* Directions for this task *
Find the string "components" and gather every line that holds it.

* Available data *

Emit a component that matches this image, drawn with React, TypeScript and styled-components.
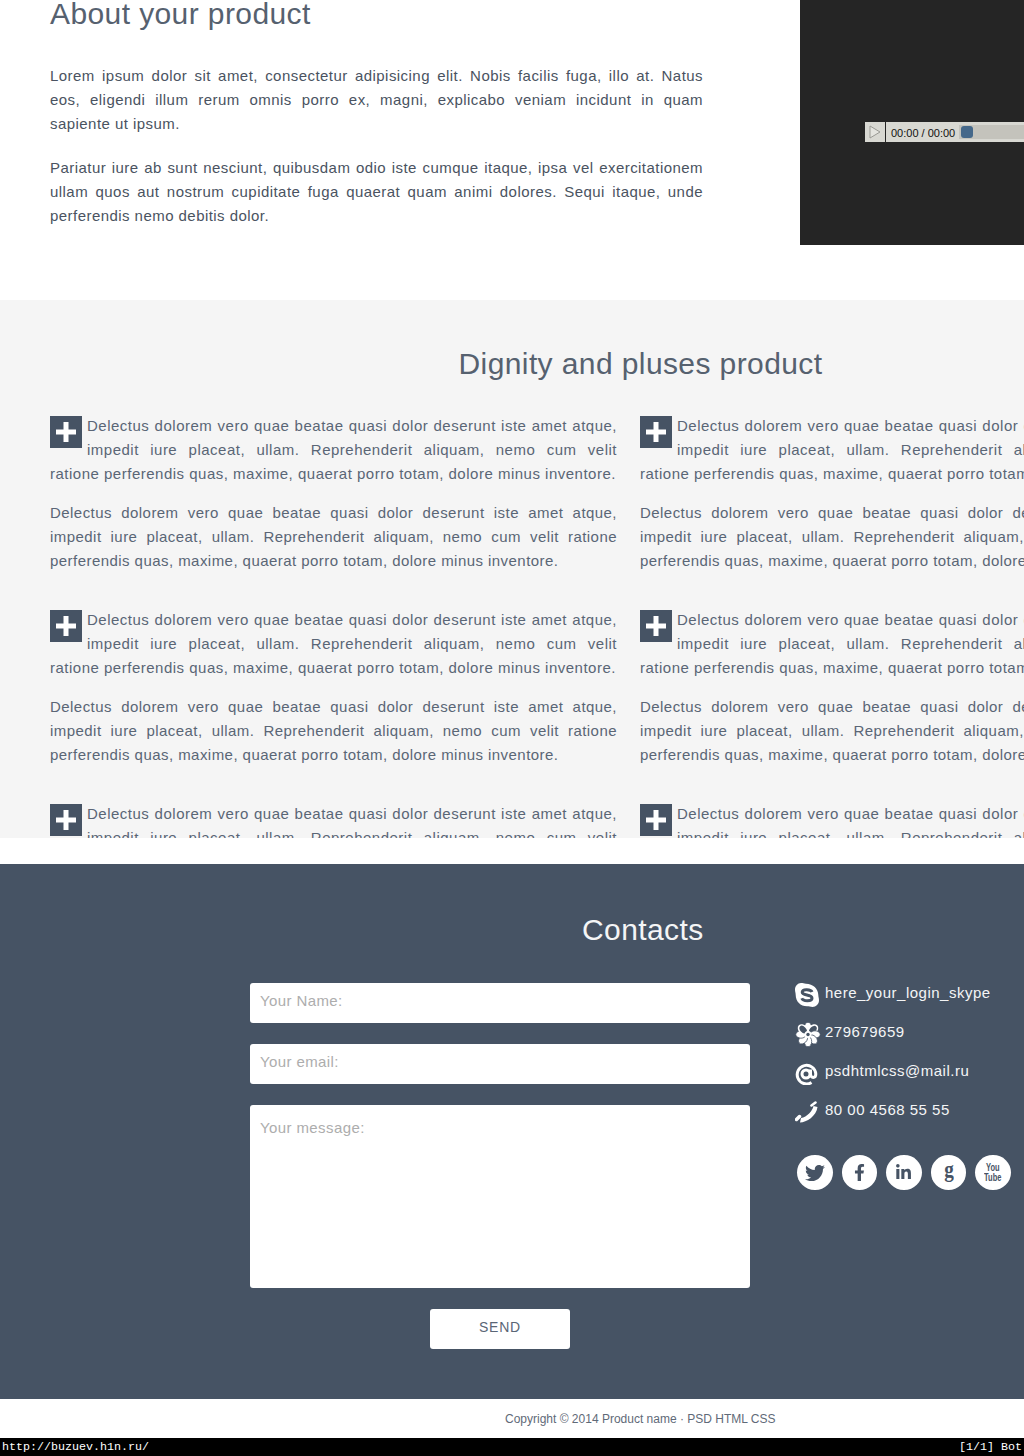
import styled, { createGlobalStyle } from 'styled-components';
import { FaTwitter, FaFacebookF, FaLinkedinIn } from 'react-icons/fa';

const GlobalStyle = createGlobalStyle`
  html, body {
    margin: 0;
    padding: 0;
    background: #fff;
  }
  * {
    box-sizing: border-box;
  }
`;

const Page = styled.div`
  width: 1024px;
  height: 1456px;
  overflow: hidden;
  font-family: "Liberation Sans", Arial, sans-serif;
  color: #465364;
  display: flex;
  flex-direction: column;
`;

const About = styled.section`
  height: 300px;
  flex-shrink: 0;
  display: flex;
  padding-left: 50px;
  overflow: hidden;
`;
const AboutText = styled.div`
  width: 653px;
  flex-shrink: 0;
  margin-right: 97px;
`;
const AboutTitle = styled.h2`
  font-size: 30px;
  font-weight: 400;
  line-height: 34px;
  margin: -3px 0 33px;
  color: #56616f;
  letter-spacing: 0.4px;
`;
const Paragraph = styled.p`
  font-size: 15px;
  line-height: 24px;
  letter-spacing: 0.45px;
  text-align: justify;
  margin: 0 0 20px;
  color: #4a5361;
`;
const Video = styled.div`
  width: 224px;
  height: 245px;
  flex-shrink: 0;
  background: #252525;
  padding: 122px 0 0 65px;
`;
const Player = styled.div`
  width: 159px;
  height: 20px;
  background: #d8d8d2;
  display: flex;
  align-items: center;
`;
const PlayButton = styled.div`
  width: 21px;
  height: 20px;
  border-right: 1px solid #252525;
  display: flex;
  align-items: center;
  justify-content: center;
`;
const PlayerTime = styled.span`
  width: 73px;
  height: 20px;
  padding-left: 5px;
  font-size: 11px;
  line-height: 22px;
  color: #111;
  white-space: nowrap;
`;
const PlayerTrack = styled.div`
  flex: 1;
  height: 14px;
  background: #c4c3bc;
  padding: 1px 0 0 2px;
`;
const PlayerThumb = styled.div`
  width: 12px;
  height: 12px;
  border-radius: 3px;
  background: #45688a;
`;

const Features = styled.section`
  height: 538px;
  flex-shrink: 0;
  overflow: hidden;
  background: #f5f5f5;
  padding-left: 50px;
`;
const FeaturesInner = styled.div`
  width: 1181px;
`;
const FeaturesTitle = styled.h2`
  font-size: 30px;
  font-weight: 400;
  line-height: 34px;
  text-align: center;
  letter-spacing: 0.4px;
  color: #56616f;
  margin: 47px 0 33px;
`;
const FeatureGrid = styled.div`
  display: grid;
  grid-template-columns: 567px 567px;
  column-gap: 23px;
  row-gap: 35px;
`;
const Feature = styled.div`
  text-align: justify;
`;
const PlusBox = styled.span`
  float: left;
  width: 32px;
  height: 32px;
  margin: 2px 5px 0 0;
  background: #465364;
  display: flex;
  align-items: center;
  justify-content: center;
`;
const FeatureText = styled.p`
  font-size: 15px;
  line-height: 24px;
  letter-spacing: 0.45px;
  margin: 0;
  color: #5a6676;
`;
const FeatureLead = styled(FeatureText)`
  letter-spacing: 0.5px;
  margin-bottom: 15px;
`;

const Gap = styled.div`
  height: 26px;
  flex-shrink: 0;
`;

const Contacts = styled.section`
  height: 535px;
  flex-shrink: 0;
  background: #465364;
  color: #fff;
  padding-top: 49px;
`;
const ContactsTitle = styled.h2`
  font-size: 30px;
  font-weight: 400;
  line-height: 34px;
  letter-spacing: 0.4px;
  margin: 0 0 36px 582px;
  color: #f4f5f6;
`;
const ContactsBody = styled.div`
  display: flex;
  padding-left: 250px;
`;
const Form = styled.div`
  width: 500px;
  display: flex;
  flex-direction: column;
  align-items: center;
  gap: 21px;
  margin-right: 45px;
`;
const Field = styled.div<{ $tall?: boolean }>`
  width: 100%;
  height: ${p => (p.$tall ? '183px' : '40px')};
  background: #fff;
  border-radius: 3px;
  padding: ${p => (p.$tall ? '14px' : '9px')} 10px 0;
  font-size: 15px;
  line-height: 18px;
  letter-spacing: 0.4px;
  color: #adadad;
`;
const SendButton = styled.div`
  width: 140px;
  height: 40px;
  background: #fff;
  border-radius: 3px;
  text-align: center;
  font-size: 14px;
  line-height: 36px;
  letter-spacing: 0.8px;
  color: #5a6676;
`;
const ContactSide = styled.div`
  display: flex;
  flex-direction: column;
`;
const ContactRow = styled.div`
  height: 39px;
  display: flex;
  align-items: flex-start;
  font-size: 15px;
  line-height: 20px;
  letter-spacing: 0.5px;
  color: #f4f5f6;
  white-space: nowrap;
`;
const ContactIcon = styled.span<{ $top?: number }>`
  width: 30px;
  flex-shrink: 0;
  display: flex;
  margin-top: ${p => p.$top ?? 0}px;
  color: #fff;
`;
const Socials = styled.div`
  display: flex;
  gap: 9px;
  margin: 16px 0 0 2px;
`;
const SocialCircle = styled.span`
  width: 35.6px;
  height: 35px;
  border-radius: 50%;
  background: #fff;
  color: #465364;
  display: flex;
  align-items: center;
  justify-content: center;
  overflow: hidden;
`;
const GoogleMark = styled.span`
  font-family: "Liberation Serif", serif;
  font-weight: 700;
  font-size: 24px;
  line-height: 30px;
  margin-top: -7px;
  transform: scaleX(0.8);
`;
const YouTubeMark = styled.span`
  font-family: "Liberation Sans", sans-serif;
  font-weight: 700;
  font-size: 11px;
  line-height: 9.5px;
  text-align: center;
  transform: scaleX(0.68);
`;

const Footer = styled.footer`
  height: 39px;
  flex-shrink: 0;
  padding-left: 505px;
  font-size: 12px;
  line-height: 41px;
  color: #5f6a78;
  white-space: nowrap;
`;
const StatusBar = styled.div`
  height: 18px;
  flex-shrink: 0;
  background: #000;
  color: #fff;
  font-family: "Liberation Mono", monospace;
  font-size: 11.67px;
  line-height: 18px;
  padding: 0 2px;
  display: flex;
  justify-content: space-between;
`;

const featureCopy = 'Delectus dolorem vero quae beatae quasi dolor deserunt iste amet atque, impedit iure placeat, ullam. Reprehenderit aliquam, nemo cum velit ratione perferendis quas, maxime, quaerat porro totam, dolore minus inventore.';

const SLATE = '#465364';

const PlusIcon = () => (
  <svg width="20" height="20" viewBox="0 0 20 20">
    <path d="M7.500 0h5v7.500H20v5h-7.500V20h-5v-7.500H0v-5h7.500z" fill="#fff" />
  </svg>
);

const SkypeIcon = () => (
  <svg width="24" height="24" viewBox="0 0 24 24">
    <path fill="#fff" d="M6 0c2 0 3 .7 5 .7 7 0 12.300 5 12.300 11.300 0 2 .7 3 .7 5.500 0 3.500-3 6.500-6.500 6.500-2 0-3.500-.7-5.500-.7C5.500 23.300.7 18.500.7 12 .7 10 0 8.500 0 6.500 0 3 2.700 0 6 0z" />
    <path fill="none" stroke={SLATE} strokeWidth="3" d="M17 9c-1-2.500-9.500-3.500-9.800.2C7 13 17 11 17 15.200c0 3.300-9 3.300-10.200 0" />
  </svg>
);

const IcqIcon = () => (
  <svg width="26" height="25" viewBox="0 0 26 25">
    {[0, 45, 90, 135, 180, 225, 270, 315].map((angle, i) => (
      <ellipse
        key={angle}
        cx="13"
        cy="5.500"
        rx="3.700"
        ry="5.200"
        transform={`rotate(${angle} 13 12.500)`}
        fill={i === 7 || i === 1 ? SLATE : '#fff'}
        stroke={i === 7 || i === 1 ? '#fff' : SLATE}
        strokeWidth={i === 7 || i === 1 ? 1.600 : 0.800}
      />
    ))}
    <circle cx="13" cy="12.500" r="3.500" fill="#fff" />
    <circle cx="13" cy="12.500" r="1.700" fill={SLATE} />
  </svg>
);

const AtIcon = () => (
  <svg width="23" height="22" viewBox="0 0 23 22" fill="none" stroke="#fff" strokeWidth="3">
    <path d="M16.500 19.500A9.300 9.300 0 1 1 20.800 11c0 4.500-5.300 4.500-5.300 0V6.500" />
    <circle cx="11" cy="11" r="4" />
  </svg>
);

const PhoneIcon = () => (
  <svg width="24" height="24" viewBox="3 3 24 24">
    <path fill="#fff" d="M8 24.500c6.500 0 16.500-6.500 17.500-15.500l-4-1c-1 5-6.500 11-12.500 12z" />
    <path fill="none" stroke="#fff" strokeLinecap="round" strokeWidth="3.500" d="M4.500 21.500l3-3" />
    <path fill="none" stroke="#fff" strokeLinecap="round" strokeWidth="2.600" d="M19.500 7.500l4-3" />
  </svg>
);

function App() {
  const items = [0, 1, 2, 3, 4, 5];
  return (
    <Page>
      <GlobalStyle />
      <About>
        <AboutText>
          <AboutTitle>About your product</AboutTitle>
          <Paragraph>Lorem ipsum dolor sit amet, consectetur adipisicing elit. Nobis facilis fuga, illo at. Natus eos, eligendi illum rerum omnis porro ex, magni, explicabo veniam incidunt in quam sapiente ut ipsum.</Paragraph>
          <Paragraph>Pariatur iure ab sunt nesciunt, quibusdam odio iste cumque itaque, ipsa vel exercitationem ullam quos aut nostrum cupiditate fuga quaerat quam animi dolores. Sequi itaque, unde perferendis nemo debitis dolor.</Paragraph>
        </AboutText>
        <Video>
          <Player>
            <PlayButton>
              <svg width="14" height="14" viewBox="0 0 14 14">
                <path d="M2 1l10 6-10 6z" fill="#e4e4df" stroke="#9a9a94" />
              </svg>
            </PlayButton>
            <PlayerTime>00:00 / 00:00</PlayerTime>
            <PlayerTrack>
              <PlayerThumb />
            </PlayerTrack>
          </Player>
        </Video>
      </About>

      <Features>
        <FeaturesInner>
          <FeaturesTitle>Dignity and pluses product</FeaturesTitle>
          <FeatureGrid>
            {items.map(i => (
              <Feature key={i}>
                <PlusBox><PlusIcon /></PlusBox>
                <FeatureLead>{featureCopy}</FeatureLead>
                <FeatureText>{featureCopy}</FeatureText>
              </Feature>
            ))}
          </FeatureGrid>
        </FeaturesInner>
      </Features>

      <Gap />

      <Contacts>
        <ContactsTitle>Contacts</ContactsTitle>
        <ContactsBody>
          <Form>
            <Field>Your Name:</Field>
            <Field>Your email:</Field>
            <Field $tall>Your message:</Field>
            <SendButton>SEND</SendButton>
          </Form>
          <ContactSide>
            <ContactRow>
              <ContactIcon><SkypeIcon /></ContactIcon>
              here_your_login_skype
            </ContactRow>
            <ContactRow>
              <ContactIcon><IcqIcon /></ContactIcon>
              279679659
            </ContactRow>
            <ContactRow>
              <ContactIcon $top={2}><AtIcon /></ContactIcon>
              psdhtmlcss@mail.ru
            </ContactRow>
            <ContactRow>
              <ContactIcon $top={1}><PhoneIcon /></ContactIcon>
              80 00 4568 55 55
            </ContactRow>
            <Socials>
              <SocialCircle><FaTwitter size={20} /></SocialCircle>
              <SocialCircle><FaFacebookF size={17} /></SocialCircle>
              <SocialCircle><FaLinkedinIn size={17} /></SocialCircle>
              <SocialCircle><GoogleMark>g</GoogleMark></SocialCircle>
              <SocialCircle><YouTubeMark>You<br />Tube</YouTubeMark></SocialCircle>
            </Socials>
          </ContactSide>
        </ContactsBody>
      </Contacts>

      <Footer>Copyright © 2014 Product name · PSD HTML CSS</Footer>
      <StatusBar>
        <span>http://buzuev.h1n.ru/</span>
        <span>[1/1] Bot</span>
      </StatusBar>
    </Page>
  );
}

export default App;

* Answer *
Emit a component that matches this image, drawn with React, TypeScript and styled-components.
import styled, { createGlobalStyle } from 'styled-components';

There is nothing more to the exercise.